Para identificar a los agraciados se usan las etiquetas “independiente” y “apartidista” como sinónimos de virtud cívica y garantía de un ejercicio sano de la función pública.
Pero estos términos son engañosos, porque en lugar de reflejar la realidad, la encubren.
Desde la democracia clásica ateniense se tiene como virtud el ejercicio de la vida pública.
El buen ciudadano no es el que deja de hacer lo incorrecto, sino el que se involucra. Eso implica relacionarse con grupos sociales. Los ermitaños no son nunca buenos ciudadanos. Esos vínculos que no siempre son públicos, por lo general crean lazos más fuertes que los que sí lo son.
De ahí que siempre es relevante la pregunta: ¿independientes de quién?
La “independencia”, planteada en esos términos tan vagos, no es más que una forma de marcar a quienes no comparten las opiniones propias y premiar a quienes sí lo hacen.

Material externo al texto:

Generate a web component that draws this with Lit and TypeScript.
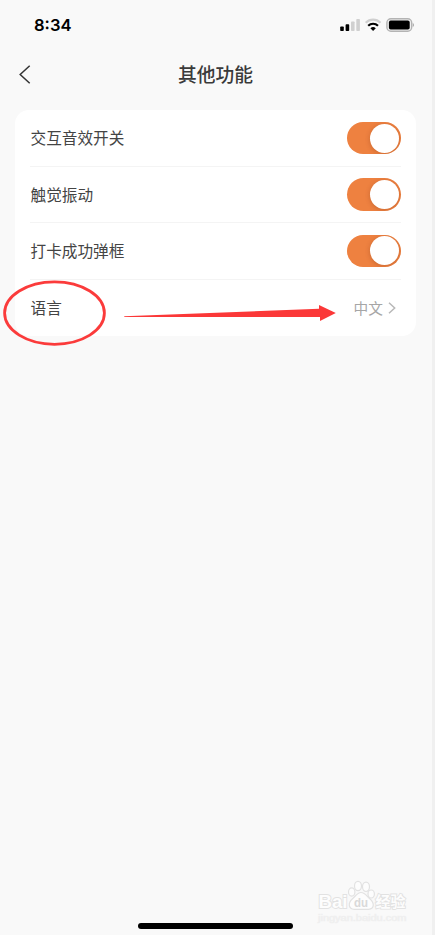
import { LitElement, html, css, svg } from "lit";
import { customElement, property } from "lit/decorators.js";

@customElement("toggle-switch")
class ToggleSwitch extends LitElement {
  static styles = css`
    :host { display: block; }
    .track {
      box-sizing: border-box;
      width: 54px;
      height: 32.6px;
      padding: 0 2px;
      border-radius: 17px;
      background: #ee8140;
      display: flex;
      align-items: center;
      justify-content: flex-end;
      overflow: hidden;
    }
    .knob {
      width: 29px;
      height: 29px;
      border-radius: 50%;
      background: #fff;
      box-shadow: 0 1px 5px rgba(90, 30, 0, 0.25);
    }
  `;
  render() {
    return html`<div class="track"><div class="knob"></div></div>`;
  }
}

@customElement("setting-row")
class SettingRow extends LitElement {
  @property() label = "";
  static styles = css`
    :host {
      display: flex;
      align-items: center;
      justify-content: space-between;
      box-sizing: border-box;
      height: 56.4px;
      border-bottom: 1px solid #f4f4f4;
    }
    :host(:last-child) { border-bottom: none; }
    .label { padding-left: 0.5px; font-size: 15.65px; line-height: 24px; color: #444; }
  `;
  render() {
    return html`<span class="label">${this.label}</span><slot></slot>`;
  }
}

@customElement("app-root")
class AppRoot extends LitElement {
  static styles = css`
    :host {
      display: flex;
      flex-direction: column;
      position: relative;
      box-sizing: border-box;
      width: 435px;
      height: 935px;
      overflow: hidden;
      background: #f9f9f9;
      border-right: 3px solid #f0f0f0;
      font-family: "Noto Sans CJK SC", sans-serif;
    }
    svg { display: block; }
    .status {
      height: 50px;
      display: flex;
      align-items: center;
      justify-content: space-between;
      padding: 0 17px 0 34px;
      box-sizing: border-box;
    }
    .time { font: 600 16.6px/20px Inter, sans-serif; color: #000; }
    .nav {
      height: 50px;
      display: grid;
      grid-template-columns: 50px 1fr 50px;
      align-items: center;
    }
    .back { padding-left: 19px; }
    .title {
      text-align: center;
      font-size: 18.75px;
      line-height: 28px;
      font-weight: 500;
      color: #3a3a3a;
      padding: 0 1px 2px 0;
    }
    .card {
      box-sizing: border-box;
      margin: 10px 16px 0 15px;
      height: 226px;
      padding: 0.5px 15px 0;
      border-radius: 14px;
      background: #fff;
    }
    .value {
      display: flex;
      align-items: center;
      gap: 5px;
      padding-right: 5px;
      font-size: 14.7px;
      line-height: 22px;
      color: #a6a6a6;
    }
    .home {
      position: absolute;
      left: 138px;
      bottom: 6px;
      width: 155px;
      height: 6px;
      border-radius: 3px;
      background: #000;
    }
    .marks { position: absolute; left: 0; top: 270px; }
    .watermark { position: absolute; left: 312px; top: 876px; }
  `;

  renderStatusIcons() {
    return html`<svg width="76" height="16" viewBox="339 17 76 16">
      <rect x="340.2" y="26.5" width="3.6" height="4.5" rx="0.8" />
      <rect x="345.6" y="24.3" width="3.6" height="6.7" rx="0.8" />
      <rect x="351" y="21.5" width="3.6" height="9.5" rx="0.8" fill="#d0d0d0" />
      <rect x="356.3" y="19" width="3.6" height="12" rx="0.8" fill="#d0d0d0" />
      <g fill="none" stroke-width="2.1">
        <path d="M365.7 22.7A10.5 10.5 0 0 1 380.5 22.7" stroke="#d0d0d0" />
        <path d="M368.2 25.8A7 7 0 0 1 378 25.8" stroke="#000" />
      </g>
      <path d="M373.1 31l-2.7-2.7a3.8 3.8 0 0 1 5.4 0z" />
      <rect x="386.9" y="18.8" width="24.8" height="12.4" rx="4" fill="#f0f0f0" stroke="#b4b4b4" stroke-width="1.4" />
      <rect x="388.9" y="20.6" width="20.8" height="8.9" rx="1.8" />
      <path d="M412.8 23v4c1.4-.6 1.4-3.4 0-4z" fill="#999" />
    </svg>`;
  }

  renderMarks() {
    return html`<svg class="marks" width="345" height="80" viewBox="0 270 345 80">
      <ellipse cx="54.5" cy="313.1" rx="49.9" ry="31.2" fill="none" stroke="#fb3b3b" stroke-width="2.8" />
      <path d="M124 316.2L319 308.8V305L335.8 313L320 321V317H124.5z" fill="#fb3838" />
    </svg>`;
  }

  renderWatermark() {
    const paw = svg`
      <ellipse cx="351.7" cy="892" rx="3.2" ry="4.2" />
      <ellipse cx="358" cy="886" rx="3.5" ry="4.7" />
      <ellipse cx="366" cy="886.8" rx="3.5" ry="4.7" />
      <ellipse cx="371.2" cy="894" rx="3.2" ry="4" />
      <path d="M361 892.5c-3.5 0-5.2 3.2-8 5.8-6 5.2-4.2 10.8 1.2 11h14.4c5.5-.2 6.4-6 1.2-10.5-3.2-2.8-4.8-6.3-8.8-6.3z" />`;
    return html`<svg class="watermark" width="105" height="52" viewBox="312 876 105 52">
      <g fill="#fdfdfd" stroke="#e2e2e2" stroke-width="1.2">
        ${paw}
        <g font-family="Liberation Sans" font-weight="700" paint-order="stroke">
          <text x="318.5" y="907.6" font-size="18" textLength="29" lengthAdjust="spacingAndGlyphs" stroke-width="1.8">Bai</text>
          <text x="354" y="906.5" font-size="13" textLength="14" lengthAdjust="spacingAndGlyphs" fill="#d9d9d9" stroke="none">du</text>
          <text x="375.5" y="906.6" font-size="15" font-family="Noto Sans CJK SC" stroke-width="1.8">经验</text>
        </g>
        <text x="318" y="920.5" font-family="Liberation Sans" font-size="9" textLength="88.5" lengthAdjust="spacingAndGlyphs" fill="#ececec" stroke="#f0f0f0" stroke-width="0.6">jingyan.baidu.com</text>
      </g>
    </svg>`;
  }

  render() {
    return html`
      <div class="status"><span class="time">8:34</span>${this.renderStatusIcons()}</div>
      <div class="nav">
        <div class="back">
          <svg width="12" height="20" viewBox="0 0 12 20" fill="none" stroke="#333" stroke-width="1.5">
            <path d="M10.7.8L1.2 9.5L10.7 18.2" />
          </svg>
        </div>
        <div class="title">其他功能</div>
      </div>
      <div class="card">
        ${["交互音效开关", "触觉振动", "打卡成功弹框"].map(
          (label) => html`<setting-row label=${label}><toggle-switch></toggle-switch></setting-row>`
        )}
        <setting-row label="语言">
          <span class="value">中文
            <svg width="8" height="12" viewBox="0 0 8 12" fill="none" stroke="#b8b8b8" stroke-width="1.5">
              <path d="M1 .7L6.7 6L1 11.3" />
            </svg>
          </span>
        </setting-row>
      </div>
      ${this.renderMarks()} ${this.renderWatermark()}
      <div class="home"></div>
    `;
  }
}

Algo similar ocurre con el “apartidismo”, convertido en simple intento de anular a todos los públicamente vinculados, mientras se aúpa a quienes no divulgan sus preferencias.
Esto es, por ejemplo, lo que permite que para importantes instituciones con autonomía constitucional se objete a técnicos partidistas con reconocida capacidad y ética, mientras se presenta como “independientes” y “apartidistas” a aspirantes que discursearon en mítines políticos promoviendo a un candidato presidencial, pero que no están formalmente inscritos en partidos.

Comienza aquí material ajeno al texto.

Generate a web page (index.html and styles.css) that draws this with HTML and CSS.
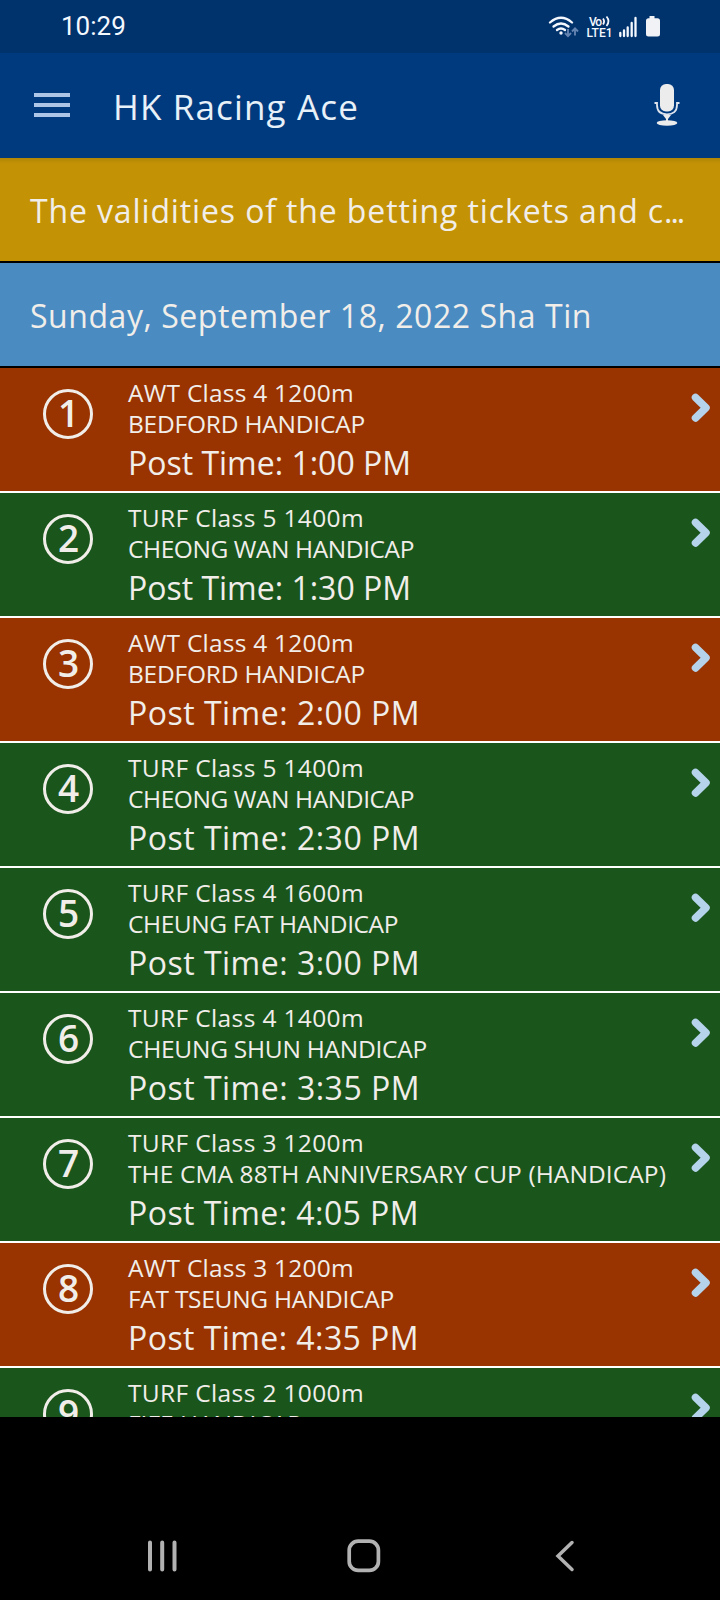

La fragilidad de estas etiquetas queda al desnudo cuando tomamos en cuenta que, entre los propuestos a una institución similar, se encuentran personas que fueron candidatas en las pasadas elecciones, sólo que de una organización potable para los administradores de la virtud ajena. Ahí ya no importa el “apartidismo”.

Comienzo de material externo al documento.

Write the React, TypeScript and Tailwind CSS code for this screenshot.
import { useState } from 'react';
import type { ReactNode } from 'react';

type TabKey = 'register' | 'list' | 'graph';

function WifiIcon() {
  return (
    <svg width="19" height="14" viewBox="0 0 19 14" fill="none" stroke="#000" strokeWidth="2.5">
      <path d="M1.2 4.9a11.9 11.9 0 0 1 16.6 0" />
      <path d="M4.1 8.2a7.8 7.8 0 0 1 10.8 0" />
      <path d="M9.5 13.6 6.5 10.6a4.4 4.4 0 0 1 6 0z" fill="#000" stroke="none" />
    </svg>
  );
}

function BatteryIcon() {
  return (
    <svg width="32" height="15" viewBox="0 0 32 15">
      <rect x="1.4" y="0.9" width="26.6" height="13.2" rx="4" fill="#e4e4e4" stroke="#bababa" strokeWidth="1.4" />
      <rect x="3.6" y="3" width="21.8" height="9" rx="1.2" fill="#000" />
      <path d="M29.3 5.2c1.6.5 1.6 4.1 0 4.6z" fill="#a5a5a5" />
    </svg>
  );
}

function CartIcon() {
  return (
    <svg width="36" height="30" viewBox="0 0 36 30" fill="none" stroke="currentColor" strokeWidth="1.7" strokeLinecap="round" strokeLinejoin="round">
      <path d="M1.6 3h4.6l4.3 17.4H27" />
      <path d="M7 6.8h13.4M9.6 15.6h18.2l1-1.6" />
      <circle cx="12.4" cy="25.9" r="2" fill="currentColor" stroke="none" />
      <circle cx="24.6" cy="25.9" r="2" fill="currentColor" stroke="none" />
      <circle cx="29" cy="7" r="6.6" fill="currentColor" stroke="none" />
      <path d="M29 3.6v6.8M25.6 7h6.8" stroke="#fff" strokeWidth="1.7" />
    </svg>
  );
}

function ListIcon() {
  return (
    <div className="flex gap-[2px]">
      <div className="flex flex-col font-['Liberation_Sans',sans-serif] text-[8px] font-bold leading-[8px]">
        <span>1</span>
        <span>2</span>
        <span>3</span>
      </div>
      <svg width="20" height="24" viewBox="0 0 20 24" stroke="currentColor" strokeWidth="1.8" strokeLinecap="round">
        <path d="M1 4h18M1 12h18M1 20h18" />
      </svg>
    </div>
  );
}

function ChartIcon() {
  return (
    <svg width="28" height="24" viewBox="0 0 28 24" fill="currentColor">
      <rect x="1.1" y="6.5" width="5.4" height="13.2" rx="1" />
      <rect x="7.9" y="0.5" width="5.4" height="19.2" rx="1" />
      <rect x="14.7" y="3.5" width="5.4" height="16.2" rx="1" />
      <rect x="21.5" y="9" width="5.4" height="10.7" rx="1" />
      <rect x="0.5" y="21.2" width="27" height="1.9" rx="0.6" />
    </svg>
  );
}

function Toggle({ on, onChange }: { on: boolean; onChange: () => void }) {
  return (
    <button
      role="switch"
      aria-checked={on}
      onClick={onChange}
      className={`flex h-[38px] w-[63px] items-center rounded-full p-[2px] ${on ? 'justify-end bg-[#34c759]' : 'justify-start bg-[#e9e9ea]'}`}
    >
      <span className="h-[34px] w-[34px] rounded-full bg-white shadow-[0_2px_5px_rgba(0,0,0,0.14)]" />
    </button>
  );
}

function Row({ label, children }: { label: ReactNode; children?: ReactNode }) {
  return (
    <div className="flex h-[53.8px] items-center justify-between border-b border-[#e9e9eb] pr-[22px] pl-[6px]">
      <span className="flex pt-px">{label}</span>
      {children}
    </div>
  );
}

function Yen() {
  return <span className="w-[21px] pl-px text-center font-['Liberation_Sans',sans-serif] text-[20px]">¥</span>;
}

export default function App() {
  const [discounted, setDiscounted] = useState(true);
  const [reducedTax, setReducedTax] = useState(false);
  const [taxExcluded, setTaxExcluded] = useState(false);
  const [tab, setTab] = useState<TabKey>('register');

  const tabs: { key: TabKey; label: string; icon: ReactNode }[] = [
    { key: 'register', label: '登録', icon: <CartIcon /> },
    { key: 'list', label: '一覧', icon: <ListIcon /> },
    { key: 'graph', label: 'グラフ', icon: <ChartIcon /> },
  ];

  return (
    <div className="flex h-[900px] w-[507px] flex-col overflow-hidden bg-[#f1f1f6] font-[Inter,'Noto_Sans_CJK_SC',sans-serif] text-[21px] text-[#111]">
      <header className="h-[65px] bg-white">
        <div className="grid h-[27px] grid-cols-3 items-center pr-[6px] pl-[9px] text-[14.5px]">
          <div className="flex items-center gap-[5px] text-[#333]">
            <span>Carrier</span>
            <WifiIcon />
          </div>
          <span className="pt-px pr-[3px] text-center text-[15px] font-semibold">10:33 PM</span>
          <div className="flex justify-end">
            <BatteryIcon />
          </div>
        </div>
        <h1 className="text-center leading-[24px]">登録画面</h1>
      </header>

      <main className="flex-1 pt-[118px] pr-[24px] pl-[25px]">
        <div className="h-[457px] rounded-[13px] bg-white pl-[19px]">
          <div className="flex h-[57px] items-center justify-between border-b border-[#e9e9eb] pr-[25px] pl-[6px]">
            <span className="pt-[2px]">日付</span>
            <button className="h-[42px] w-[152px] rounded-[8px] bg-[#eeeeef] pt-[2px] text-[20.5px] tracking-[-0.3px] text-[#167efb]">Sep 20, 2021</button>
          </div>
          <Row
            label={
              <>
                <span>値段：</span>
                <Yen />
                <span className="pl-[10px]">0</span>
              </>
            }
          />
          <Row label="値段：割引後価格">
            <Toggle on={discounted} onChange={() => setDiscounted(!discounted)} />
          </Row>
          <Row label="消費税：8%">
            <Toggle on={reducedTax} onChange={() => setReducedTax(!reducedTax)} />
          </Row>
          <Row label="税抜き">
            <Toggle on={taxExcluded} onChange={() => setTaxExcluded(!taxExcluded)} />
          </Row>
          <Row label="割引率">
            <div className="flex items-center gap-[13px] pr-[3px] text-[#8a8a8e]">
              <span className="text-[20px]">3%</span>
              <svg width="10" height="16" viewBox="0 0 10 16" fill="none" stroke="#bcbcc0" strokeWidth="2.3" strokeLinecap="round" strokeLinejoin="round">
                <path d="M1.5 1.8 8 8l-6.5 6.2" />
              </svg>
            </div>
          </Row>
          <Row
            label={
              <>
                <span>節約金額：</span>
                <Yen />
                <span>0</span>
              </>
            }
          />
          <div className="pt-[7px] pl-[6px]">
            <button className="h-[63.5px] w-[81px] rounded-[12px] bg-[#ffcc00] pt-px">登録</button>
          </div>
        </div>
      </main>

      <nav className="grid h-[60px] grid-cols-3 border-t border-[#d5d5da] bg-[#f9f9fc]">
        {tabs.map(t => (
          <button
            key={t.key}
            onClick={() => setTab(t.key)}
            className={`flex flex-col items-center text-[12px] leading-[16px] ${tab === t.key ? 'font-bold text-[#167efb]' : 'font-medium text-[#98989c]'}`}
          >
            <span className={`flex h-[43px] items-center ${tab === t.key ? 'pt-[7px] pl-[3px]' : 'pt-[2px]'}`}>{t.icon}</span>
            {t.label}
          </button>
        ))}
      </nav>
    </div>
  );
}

Todo esto no es más que un intento de lograr posiciones de poder e influencia para los allegados o quienes piensan igual que ellos.
Pero hecho bajo premisas falsas, criterios y etiquetas que no responden a la verdad.
Y es una lástima por dos razones. Primero, porque promueve un discurso de simulación dañino al debate público. Y, segundo, por innecesario.
Muchas de las personas a las que se les colocan estas dos etiquetas no necesitan de ellas porque tienen méritos y virtudes suficientes para contar con el respaldo de la ciudadanía.
Aun de la que no comparte todas sus ideas. En democracia nadie está libre de vínculos. Lo malo no es tenerlos, sino disimularlos.